Supplied material start
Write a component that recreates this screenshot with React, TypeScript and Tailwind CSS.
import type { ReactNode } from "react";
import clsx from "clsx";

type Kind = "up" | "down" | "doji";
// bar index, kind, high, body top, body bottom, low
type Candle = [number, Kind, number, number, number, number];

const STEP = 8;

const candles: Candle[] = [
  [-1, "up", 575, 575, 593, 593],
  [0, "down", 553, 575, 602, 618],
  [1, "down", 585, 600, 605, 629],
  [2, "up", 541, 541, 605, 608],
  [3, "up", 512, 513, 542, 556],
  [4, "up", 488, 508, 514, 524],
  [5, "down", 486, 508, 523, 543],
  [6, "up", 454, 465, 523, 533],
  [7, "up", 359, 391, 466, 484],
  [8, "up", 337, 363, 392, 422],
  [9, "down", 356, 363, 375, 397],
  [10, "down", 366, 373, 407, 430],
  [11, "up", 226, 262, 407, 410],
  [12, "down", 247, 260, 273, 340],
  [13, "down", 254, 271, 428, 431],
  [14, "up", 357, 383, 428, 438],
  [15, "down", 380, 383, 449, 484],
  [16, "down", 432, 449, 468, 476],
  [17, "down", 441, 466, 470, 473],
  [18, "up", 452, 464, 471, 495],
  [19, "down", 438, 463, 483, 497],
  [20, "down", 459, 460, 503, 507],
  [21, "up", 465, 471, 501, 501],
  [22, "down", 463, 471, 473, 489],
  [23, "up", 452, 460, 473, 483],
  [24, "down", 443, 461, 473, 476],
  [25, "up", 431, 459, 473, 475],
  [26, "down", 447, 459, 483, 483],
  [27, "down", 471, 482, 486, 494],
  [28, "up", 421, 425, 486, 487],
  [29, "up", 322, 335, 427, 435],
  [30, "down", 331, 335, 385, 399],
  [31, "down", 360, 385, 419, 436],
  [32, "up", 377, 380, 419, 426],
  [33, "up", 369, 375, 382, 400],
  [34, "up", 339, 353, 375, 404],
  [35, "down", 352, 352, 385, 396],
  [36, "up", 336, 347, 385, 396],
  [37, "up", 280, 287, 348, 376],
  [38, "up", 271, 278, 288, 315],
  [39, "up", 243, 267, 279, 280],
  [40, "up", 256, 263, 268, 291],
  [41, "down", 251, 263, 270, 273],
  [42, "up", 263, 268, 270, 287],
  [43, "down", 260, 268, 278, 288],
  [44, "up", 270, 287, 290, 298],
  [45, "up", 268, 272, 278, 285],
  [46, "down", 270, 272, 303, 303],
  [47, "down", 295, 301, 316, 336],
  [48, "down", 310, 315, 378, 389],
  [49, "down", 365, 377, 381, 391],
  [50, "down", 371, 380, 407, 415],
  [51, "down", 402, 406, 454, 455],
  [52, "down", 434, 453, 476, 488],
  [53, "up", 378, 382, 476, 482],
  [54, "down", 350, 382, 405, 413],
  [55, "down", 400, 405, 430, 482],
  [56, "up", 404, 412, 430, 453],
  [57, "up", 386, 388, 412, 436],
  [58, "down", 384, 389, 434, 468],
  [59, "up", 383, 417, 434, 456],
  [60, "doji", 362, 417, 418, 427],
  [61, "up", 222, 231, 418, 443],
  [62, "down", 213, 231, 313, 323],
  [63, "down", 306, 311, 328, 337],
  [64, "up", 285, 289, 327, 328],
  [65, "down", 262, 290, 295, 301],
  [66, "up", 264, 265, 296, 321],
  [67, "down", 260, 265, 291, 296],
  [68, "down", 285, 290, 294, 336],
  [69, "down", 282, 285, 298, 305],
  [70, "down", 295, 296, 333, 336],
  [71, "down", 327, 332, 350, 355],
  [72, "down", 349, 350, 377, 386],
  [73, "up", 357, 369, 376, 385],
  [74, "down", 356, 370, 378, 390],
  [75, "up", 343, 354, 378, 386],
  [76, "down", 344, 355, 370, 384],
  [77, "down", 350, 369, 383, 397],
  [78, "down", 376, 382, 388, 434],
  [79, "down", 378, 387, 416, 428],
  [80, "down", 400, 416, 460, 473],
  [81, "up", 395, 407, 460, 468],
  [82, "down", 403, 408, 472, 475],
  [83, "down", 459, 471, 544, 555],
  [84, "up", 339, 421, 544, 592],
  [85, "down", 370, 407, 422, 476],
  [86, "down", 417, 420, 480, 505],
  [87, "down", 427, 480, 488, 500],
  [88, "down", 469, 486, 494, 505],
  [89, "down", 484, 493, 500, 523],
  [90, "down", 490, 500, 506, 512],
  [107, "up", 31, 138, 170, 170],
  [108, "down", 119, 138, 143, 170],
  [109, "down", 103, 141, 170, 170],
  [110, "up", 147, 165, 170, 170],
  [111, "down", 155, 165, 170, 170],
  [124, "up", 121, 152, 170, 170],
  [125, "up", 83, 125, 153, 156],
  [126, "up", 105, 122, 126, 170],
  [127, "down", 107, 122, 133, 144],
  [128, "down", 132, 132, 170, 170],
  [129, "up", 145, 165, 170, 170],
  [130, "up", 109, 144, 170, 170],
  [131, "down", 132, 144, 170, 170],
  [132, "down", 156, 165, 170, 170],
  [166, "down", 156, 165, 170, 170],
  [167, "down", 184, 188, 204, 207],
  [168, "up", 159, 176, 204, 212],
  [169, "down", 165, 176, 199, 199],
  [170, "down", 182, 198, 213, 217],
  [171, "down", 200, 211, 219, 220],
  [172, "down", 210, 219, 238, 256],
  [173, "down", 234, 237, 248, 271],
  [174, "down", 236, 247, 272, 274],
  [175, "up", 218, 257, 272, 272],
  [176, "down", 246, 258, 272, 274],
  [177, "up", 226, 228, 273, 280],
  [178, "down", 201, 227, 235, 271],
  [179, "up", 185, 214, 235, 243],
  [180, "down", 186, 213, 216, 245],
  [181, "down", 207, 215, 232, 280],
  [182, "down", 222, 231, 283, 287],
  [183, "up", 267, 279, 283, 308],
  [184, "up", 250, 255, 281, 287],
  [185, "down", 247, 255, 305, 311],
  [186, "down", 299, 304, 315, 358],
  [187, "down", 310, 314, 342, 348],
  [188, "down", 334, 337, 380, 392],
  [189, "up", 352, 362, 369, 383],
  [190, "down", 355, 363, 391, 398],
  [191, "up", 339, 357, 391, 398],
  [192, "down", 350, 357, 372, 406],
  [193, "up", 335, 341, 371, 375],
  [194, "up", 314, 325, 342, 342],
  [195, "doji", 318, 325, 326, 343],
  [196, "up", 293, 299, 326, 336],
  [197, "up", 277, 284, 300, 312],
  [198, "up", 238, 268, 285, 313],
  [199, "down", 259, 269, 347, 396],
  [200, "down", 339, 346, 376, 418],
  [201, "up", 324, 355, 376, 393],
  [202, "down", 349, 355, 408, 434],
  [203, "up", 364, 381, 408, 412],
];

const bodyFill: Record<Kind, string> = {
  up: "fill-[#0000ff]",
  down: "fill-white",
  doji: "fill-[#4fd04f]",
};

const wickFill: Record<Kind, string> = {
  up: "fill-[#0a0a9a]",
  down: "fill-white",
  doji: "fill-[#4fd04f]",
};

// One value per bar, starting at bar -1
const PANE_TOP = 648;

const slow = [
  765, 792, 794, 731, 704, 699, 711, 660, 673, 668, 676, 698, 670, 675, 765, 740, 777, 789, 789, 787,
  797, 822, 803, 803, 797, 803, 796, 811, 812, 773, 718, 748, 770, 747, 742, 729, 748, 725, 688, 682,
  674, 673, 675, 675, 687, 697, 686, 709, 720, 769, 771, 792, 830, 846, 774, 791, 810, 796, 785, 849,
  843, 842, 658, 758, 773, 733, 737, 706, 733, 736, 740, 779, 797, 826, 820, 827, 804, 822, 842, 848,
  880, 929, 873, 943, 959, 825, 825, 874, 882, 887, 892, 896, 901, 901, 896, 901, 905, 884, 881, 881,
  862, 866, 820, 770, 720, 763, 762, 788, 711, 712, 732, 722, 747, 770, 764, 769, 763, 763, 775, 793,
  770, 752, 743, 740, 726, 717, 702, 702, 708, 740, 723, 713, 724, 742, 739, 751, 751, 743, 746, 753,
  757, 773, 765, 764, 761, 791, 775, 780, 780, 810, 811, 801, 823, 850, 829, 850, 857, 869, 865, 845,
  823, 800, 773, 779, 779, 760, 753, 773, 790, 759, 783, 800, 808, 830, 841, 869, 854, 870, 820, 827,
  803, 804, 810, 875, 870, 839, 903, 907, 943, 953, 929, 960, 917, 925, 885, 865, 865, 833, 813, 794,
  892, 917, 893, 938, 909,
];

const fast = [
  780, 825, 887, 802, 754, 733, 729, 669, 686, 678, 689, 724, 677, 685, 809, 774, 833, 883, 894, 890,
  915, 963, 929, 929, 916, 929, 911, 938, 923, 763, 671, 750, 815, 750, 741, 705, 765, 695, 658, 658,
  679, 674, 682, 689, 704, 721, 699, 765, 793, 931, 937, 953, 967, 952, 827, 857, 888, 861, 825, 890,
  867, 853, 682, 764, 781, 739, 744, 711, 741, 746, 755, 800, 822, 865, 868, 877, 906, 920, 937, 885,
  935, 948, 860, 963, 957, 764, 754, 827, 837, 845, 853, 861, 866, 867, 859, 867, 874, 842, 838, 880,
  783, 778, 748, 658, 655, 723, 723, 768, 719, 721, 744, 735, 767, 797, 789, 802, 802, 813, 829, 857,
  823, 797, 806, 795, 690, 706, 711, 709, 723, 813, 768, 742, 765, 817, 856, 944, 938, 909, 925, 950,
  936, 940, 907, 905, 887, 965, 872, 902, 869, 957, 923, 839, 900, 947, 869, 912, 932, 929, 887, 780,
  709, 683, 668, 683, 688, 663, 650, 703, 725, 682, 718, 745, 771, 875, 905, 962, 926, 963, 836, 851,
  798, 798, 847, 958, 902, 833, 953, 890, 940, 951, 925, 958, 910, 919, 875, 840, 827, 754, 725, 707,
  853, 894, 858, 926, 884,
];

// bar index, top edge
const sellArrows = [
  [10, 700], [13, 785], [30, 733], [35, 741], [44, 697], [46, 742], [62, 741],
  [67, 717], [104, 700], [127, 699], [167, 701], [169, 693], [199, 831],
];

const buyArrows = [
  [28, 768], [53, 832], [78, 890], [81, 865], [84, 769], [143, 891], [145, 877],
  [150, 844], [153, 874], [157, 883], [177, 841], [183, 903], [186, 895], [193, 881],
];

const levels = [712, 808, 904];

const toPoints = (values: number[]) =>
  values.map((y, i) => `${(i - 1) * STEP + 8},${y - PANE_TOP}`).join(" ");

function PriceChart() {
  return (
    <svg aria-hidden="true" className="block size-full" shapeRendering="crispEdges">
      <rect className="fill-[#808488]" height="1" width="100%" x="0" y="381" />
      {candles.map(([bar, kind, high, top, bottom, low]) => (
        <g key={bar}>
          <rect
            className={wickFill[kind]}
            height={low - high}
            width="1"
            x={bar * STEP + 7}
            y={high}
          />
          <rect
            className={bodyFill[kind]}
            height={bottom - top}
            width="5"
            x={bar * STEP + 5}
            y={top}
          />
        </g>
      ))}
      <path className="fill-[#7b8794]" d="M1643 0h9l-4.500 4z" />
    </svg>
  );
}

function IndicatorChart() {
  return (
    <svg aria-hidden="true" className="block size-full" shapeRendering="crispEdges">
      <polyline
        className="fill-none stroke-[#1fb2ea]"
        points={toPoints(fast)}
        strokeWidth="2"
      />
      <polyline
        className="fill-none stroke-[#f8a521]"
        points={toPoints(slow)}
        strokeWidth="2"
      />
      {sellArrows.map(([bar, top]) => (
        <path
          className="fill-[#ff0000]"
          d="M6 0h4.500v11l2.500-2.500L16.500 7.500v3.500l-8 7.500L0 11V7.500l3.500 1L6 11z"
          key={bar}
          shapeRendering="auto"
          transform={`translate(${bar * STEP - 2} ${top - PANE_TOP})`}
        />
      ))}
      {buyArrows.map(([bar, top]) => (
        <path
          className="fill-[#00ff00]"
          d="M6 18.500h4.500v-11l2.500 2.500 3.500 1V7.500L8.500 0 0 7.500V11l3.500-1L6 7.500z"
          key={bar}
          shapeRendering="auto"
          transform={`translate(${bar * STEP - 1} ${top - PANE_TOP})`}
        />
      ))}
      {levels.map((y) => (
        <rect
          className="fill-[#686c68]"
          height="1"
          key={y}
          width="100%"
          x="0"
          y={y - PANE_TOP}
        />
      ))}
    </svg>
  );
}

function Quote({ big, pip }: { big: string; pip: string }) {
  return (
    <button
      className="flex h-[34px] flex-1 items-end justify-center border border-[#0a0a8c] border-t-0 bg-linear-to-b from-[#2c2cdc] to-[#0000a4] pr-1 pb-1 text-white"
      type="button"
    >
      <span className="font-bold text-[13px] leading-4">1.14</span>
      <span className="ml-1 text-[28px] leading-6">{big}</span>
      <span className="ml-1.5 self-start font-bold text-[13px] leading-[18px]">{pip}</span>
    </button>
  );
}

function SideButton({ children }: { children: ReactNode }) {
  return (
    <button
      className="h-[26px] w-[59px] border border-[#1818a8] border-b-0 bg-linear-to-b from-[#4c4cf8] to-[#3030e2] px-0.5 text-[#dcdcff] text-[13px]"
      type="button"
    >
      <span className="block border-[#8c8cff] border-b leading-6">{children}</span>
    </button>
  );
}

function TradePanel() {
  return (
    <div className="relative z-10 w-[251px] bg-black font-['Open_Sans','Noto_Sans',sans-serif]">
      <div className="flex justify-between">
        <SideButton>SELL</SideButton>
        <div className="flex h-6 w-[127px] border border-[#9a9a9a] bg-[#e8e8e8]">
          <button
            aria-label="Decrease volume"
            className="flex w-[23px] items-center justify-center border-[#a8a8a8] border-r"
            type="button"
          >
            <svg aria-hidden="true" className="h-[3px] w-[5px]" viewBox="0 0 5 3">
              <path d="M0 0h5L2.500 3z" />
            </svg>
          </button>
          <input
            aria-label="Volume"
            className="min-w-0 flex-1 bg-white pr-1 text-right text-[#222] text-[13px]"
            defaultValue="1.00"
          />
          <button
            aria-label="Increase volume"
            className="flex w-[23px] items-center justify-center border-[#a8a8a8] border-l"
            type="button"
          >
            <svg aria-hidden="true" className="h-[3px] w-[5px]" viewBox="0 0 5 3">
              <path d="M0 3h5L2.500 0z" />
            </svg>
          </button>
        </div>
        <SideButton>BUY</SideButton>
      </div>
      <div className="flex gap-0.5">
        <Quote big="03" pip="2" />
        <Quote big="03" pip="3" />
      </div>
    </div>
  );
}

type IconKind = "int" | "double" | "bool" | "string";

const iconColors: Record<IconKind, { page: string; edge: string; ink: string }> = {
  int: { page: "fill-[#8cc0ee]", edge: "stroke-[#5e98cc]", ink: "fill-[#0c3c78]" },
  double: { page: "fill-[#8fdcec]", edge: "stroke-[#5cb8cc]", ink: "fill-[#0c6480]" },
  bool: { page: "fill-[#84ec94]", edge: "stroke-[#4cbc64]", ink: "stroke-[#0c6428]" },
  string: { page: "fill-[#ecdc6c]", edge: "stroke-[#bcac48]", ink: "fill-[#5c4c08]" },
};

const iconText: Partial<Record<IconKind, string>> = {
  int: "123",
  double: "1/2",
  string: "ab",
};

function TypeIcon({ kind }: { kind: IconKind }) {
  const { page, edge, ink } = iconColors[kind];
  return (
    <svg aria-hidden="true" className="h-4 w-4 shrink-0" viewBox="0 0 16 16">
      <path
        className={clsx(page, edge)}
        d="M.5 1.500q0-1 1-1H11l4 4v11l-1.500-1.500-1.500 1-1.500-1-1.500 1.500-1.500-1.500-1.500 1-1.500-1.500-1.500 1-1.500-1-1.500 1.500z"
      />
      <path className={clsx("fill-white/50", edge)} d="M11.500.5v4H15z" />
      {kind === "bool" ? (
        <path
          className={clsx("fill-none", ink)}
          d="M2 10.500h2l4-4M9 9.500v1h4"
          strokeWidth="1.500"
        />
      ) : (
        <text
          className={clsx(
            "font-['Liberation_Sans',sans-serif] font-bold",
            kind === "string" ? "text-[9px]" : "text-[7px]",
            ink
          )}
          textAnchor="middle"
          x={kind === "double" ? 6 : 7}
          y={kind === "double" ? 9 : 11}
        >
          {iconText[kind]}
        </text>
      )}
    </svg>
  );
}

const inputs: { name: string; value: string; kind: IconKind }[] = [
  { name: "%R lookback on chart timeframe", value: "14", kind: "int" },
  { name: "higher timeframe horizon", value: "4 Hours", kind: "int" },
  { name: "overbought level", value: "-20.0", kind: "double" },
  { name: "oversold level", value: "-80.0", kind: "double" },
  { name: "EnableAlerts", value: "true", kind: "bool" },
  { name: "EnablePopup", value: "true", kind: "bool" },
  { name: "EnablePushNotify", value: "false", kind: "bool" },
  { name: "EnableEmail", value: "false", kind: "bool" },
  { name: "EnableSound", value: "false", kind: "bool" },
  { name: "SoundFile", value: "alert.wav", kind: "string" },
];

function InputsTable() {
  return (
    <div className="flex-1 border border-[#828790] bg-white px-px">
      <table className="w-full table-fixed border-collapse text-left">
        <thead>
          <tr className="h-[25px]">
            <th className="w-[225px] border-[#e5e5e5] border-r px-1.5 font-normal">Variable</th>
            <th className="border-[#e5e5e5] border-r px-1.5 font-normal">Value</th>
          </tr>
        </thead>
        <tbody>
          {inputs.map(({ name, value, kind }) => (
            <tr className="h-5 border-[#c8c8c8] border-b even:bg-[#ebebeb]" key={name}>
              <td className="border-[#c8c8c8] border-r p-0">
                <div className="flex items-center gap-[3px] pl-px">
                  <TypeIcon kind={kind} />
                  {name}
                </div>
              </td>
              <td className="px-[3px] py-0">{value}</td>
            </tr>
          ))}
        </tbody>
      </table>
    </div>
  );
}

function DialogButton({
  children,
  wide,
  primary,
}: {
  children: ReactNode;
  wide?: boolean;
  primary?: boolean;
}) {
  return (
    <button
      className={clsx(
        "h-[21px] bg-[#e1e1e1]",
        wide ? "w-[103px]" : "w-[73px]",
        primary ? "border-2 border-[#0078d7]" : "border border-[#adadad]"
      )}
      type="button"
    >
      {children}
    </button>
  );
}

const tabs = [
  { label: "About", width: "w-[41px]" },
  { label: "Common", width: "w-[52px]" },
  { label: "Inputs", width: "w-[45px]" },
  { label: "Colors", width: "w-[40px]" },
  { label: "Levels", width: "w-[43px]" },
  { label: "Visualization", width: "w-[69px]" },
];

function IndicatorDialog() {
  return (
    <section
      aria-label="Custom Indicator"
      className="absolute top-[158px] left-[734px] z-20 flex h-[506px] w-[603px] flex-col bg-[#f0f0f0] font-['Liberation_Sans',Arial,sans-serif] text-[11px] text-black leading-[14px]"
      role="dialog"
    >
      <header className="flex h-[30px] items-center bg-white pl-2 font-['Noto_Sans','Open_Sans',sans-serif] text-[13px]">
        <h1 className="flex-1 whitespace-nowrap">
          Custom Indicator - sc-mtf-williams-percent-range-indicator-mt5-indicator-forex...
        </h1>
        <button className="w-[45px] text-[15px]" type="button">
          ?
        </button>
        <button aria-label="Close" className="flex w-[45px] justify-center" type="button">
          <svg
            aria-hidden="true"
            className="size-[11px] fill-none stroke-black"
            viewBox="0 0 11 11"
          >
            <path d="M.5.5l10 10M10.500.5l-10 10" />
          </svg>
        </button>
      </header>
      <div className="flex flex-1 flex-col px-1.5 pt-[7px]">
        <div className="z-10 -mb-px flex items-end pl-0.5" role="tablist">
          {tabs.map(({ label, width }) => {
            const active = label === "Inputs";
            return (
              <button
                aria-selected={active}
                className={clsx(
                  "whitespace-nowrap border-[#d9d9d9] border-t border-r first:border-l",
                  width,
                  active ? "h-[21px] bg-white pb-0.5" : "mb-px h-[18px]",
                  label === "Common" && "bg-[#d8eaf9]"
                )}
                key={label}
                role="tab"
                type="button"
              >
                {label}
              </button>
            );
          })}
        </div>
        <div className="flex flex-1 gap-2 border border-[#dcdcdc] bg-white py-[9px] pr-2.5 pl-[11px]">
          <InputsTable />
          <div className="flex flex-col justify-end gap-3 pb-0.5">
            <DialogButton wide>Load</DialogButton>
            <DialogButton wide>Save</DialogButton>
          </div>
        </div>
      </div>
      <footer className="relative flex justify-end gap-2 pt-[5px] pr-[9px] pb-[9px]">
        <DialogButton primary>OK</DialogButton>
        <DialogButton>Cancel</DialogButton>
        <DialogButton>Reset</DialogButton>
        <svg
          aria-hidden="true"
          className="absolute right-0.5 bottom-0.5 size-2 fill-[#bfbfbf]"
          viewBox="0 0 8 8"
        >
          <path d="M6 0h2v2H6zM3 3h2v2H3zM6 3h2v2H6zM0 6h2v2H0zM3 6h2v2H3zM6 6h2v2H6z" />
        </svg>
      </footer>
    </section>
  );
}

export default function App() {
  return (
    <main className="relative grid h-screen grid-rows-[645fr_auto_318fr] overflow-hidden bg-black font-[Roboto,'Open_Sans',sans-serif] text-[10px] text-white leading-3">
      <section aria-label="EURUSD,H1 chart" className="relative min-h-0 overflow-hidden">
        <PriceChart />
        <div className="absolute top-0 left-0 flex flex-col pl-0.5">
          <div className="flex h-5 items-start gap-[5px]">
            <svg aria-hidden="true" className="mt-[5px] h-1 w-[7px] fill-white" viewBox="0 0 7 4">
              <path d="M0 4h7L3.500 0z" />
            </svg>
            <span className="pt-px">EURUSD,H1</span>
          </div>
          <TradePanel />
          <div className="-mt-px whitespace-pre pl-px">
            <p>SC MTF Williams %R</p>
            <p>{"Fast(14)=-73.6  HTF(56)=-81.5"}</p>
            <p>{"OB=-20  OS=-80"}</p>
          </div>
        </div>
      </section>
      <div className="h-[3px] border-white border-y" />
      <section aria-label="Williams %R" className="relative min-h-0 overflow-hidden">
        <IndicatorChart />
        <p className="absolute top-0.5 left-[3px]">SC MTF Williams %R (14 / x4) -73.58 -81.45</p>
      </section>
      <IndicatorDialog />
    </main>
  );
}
Supplied material end
__Set exercise__: Restate the listing exactly, starting at its first line and ending at the line where "const STEP = 8;" occurs; include both and no other lines.

__Output below__:
Write a component that recreates this screenshot with React, TypeScript and Tailwind CSS.
import type { ReactNode } from "react";
import clsx from "clsx";

type Kind = "up" | "down" | "doji";
// bar index, kind, high, body top, body bottom, low
type Candle = [number, Kind, number, number, number, number];

const STEP = 8;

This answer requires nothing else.